▶ [REQUIRED TASK]
Identify and reproduce every line holding the string "component".
════
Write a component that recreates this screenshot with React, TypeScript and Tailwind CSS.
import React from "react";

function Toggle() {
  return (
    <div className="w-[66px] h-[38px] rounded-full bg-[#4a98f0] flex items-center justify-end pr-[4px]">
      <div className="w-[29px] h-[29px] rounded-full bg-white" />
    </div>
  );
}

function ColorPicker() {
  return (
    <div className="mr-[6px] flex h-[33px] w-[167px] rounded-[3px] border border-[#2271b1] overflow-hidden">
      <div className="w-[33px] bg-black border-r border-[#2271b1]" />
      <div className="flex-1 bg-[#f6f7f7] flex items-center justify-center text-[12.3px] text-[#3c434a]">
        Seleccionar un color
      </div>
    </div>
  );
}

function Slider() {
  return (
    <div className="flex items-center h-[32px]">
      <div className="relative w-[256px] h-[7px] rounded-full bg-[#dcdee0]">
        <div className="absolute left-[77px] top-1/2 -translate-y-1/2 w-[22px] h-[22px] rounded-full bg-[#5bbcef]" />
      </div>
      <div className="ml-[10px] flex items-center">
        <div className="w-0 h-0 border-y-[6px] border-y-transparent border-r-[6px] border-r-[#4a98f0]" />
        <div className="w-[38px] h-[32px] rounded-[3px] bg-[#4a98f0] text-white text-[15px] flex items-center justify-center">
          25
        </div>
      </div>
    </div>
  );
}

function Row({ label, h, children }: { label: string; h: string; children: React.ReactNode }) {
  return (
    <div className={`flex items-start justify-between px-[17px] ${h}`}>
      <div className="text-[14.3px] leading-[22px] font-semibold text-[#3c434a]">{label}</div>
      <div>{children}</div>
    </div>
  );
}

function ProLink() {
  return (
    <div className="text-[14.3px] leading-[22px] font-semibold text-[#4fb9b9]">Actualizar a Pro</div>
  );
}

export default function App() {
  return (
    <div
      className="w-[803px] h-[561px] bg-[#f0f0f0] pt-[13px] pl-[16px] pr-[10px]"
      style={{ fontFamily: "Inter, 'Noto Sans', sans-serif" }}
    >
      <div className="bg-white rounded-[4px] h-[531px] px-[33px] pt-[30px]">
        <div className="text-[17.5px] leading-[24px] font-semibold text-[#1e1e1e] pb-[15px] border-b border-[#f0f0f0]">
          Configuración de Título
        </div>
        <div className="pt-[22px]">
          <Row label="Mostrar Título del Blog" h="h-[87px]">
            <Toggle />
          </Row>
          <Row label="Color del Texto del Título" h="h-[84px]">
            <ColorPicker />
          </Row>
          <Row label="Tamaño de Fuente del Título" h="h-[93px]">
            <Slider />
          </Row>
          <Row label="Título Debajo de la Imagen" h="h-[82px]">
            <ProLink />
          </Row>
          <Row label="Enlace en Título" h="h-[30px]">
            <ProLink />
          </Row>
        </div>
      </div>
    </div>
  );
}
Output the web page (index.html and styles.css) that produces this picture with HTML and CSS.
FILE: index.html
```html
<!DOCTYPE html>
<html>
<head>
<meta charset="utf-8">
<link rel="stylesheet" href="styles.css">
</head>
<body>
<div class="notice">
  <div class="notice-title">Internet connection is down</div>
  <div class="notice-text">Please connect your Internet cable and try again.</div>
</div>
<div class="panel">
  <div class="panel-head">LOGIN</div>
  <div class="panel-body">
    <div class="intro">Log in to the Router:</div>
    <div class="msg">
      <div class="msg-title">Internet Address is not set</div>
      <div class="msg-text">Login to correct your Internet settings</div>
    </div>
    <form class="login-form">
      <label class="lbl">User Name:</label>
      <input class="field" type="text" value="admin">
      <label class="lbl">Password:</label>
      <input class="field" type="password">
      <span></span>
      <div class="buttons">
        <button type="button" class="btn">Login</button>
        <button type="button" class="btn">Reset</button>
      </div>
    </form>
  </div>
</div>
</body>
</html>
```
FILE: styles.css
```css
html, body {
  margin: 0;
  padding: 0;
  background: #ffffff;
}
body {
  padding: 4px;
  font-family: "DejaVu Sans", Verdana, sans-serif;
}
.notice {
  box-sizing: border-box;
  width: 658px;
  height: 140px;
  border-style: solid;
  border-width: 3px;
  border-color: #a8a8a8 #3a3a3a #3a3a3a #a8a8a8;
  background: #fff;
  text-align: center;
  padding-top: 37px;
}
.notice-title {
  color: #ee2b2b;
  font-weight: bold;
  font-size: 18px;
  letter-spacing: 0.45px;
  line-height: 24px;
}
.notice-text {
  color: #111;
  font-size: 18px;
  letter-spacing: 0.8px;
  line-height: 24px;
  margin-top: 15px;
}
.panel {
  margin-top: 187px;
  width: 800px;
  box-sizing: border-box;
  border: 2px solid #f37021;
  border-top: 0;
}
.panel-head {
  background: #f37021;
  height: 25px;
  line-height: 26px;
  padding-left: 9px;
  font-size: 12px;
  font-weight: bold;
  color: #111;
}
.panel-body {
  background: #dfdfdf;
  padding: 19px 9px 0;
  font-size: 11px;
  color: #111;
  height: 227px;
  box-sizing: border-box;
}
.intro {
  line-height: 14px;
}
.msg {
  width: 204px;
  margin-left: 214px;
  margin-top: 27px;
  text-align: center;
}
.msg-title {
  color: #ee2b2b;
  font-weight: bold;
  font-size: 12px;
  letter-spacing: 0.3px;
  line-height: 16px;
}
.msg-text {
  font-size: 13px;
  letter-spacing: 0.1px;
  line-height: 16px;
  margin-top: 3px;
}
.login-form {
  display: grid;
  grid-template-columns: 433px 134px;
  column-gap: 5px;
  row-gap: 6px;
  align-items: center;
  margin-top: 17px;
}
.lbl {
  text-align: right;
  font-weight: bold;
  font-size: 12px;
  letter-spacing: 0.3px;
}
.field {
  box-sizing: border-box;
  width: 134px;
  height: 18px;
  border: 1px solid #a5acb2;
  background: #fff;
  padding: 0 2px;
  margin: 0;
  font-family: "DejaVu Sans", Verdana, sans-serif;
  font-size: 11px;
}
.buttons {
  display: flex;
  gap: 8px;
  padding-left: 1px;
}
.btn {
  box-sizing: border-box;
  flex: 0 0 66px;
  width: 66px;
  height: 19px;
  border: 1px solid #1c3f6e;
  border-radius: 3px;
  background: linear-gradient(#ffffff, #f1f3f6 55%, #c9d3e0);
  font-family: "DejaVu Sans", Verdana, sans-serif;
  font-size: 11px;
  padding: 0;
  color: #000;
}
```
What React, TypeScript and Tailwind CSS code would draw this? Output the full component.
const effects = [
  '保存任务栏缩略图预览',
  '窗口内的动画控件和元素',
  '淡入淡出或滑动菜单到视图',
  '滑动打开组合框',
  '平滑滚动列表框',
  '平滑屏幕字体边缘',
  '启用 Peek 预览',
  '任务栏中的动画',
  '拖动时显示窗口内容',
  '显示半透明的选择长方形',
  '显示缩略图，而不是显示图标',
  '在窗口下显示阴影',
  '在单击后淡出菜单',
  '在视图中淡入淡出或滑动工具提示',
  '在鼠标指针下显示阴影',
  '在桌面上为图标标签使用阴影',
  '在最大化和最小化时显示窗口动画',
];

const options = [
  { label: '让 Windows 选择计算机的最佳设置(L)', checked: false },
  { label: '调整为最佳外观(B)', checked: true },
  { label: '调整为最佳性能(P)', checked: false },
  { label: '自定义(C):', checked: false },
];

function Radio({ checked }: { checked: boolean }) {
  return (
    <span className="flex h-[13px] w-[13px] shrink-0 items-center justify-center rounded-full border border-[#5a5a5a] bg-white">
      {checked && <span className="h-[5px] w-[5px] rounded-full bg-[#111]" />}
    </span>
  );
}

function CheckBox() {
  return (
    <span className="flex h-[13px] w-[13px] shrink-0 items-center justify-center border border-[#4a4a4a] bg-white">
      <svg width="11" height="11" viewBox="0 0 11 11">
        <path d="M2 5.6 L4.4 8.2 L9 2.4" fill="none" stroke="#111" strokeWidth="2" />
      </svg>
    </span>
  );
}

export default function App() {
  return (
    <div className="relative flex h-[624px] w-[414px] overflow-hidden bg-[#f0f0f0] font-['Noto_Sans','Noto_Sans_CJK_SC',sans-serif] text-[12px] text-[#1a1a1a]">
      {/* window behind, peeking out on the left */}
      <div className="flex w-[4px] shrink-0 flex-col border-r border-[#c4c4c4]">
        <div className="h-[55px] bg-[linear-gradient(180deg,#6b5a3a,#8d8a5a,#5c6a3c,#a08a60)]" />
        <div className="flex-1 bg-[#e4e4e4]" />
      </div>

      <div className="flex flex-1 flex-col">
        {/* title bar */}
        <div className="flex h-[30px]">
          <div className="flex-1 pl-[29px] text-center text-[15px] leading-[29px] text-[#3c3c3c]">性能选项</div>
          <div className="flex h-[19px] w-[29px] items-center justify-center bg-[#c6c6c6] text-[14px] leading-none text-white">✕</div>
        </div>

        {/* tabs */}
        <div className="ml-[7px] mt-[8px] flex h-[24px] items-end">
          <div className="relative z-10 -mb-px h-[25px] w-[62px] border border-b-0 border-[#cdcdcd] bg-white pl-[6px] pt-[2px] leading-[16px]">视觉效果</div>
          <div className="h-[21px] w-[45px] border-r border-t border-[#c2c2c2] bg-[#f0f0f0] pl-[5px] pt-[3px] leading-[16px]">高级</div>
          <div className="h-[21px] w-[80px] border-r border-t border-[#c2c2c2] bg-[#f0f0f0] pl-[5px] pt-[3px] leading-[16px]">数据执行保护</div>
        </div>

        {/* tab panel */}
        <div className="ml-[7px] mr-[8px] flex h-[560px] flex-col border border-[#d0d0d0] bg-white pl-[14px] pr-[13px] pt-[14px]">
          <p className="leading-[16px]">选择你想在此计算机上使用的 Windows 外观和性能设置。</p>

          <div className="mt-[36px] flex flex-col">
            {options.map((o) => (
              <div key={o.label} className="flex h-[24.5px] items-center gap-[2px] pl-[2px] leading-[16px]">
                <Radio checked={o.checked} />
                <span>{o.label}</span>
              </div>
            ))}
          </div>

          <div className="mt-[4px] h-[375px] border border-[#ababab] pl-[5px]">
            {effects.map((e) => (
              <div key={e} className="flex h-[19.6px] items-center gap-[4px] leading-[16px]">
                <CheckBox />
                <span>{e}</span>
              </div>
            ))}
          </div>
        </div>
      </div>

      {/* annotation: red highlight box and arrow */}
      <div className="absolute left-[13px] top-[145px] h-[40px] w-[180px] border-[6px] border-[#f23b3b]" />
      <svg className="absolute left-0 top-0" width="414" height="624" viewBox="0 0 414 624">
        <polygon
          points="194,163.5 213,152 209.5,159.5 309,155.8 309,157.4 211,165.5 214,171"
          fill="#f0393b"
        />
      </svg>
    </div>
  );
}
════
▶ [COMPLETED TASK]
Write a component that recreates this screenshot with React, TypeScript and Tailwind CSS.
What React, TypeScript and Tailwind CSS code would draw this? Output the full component.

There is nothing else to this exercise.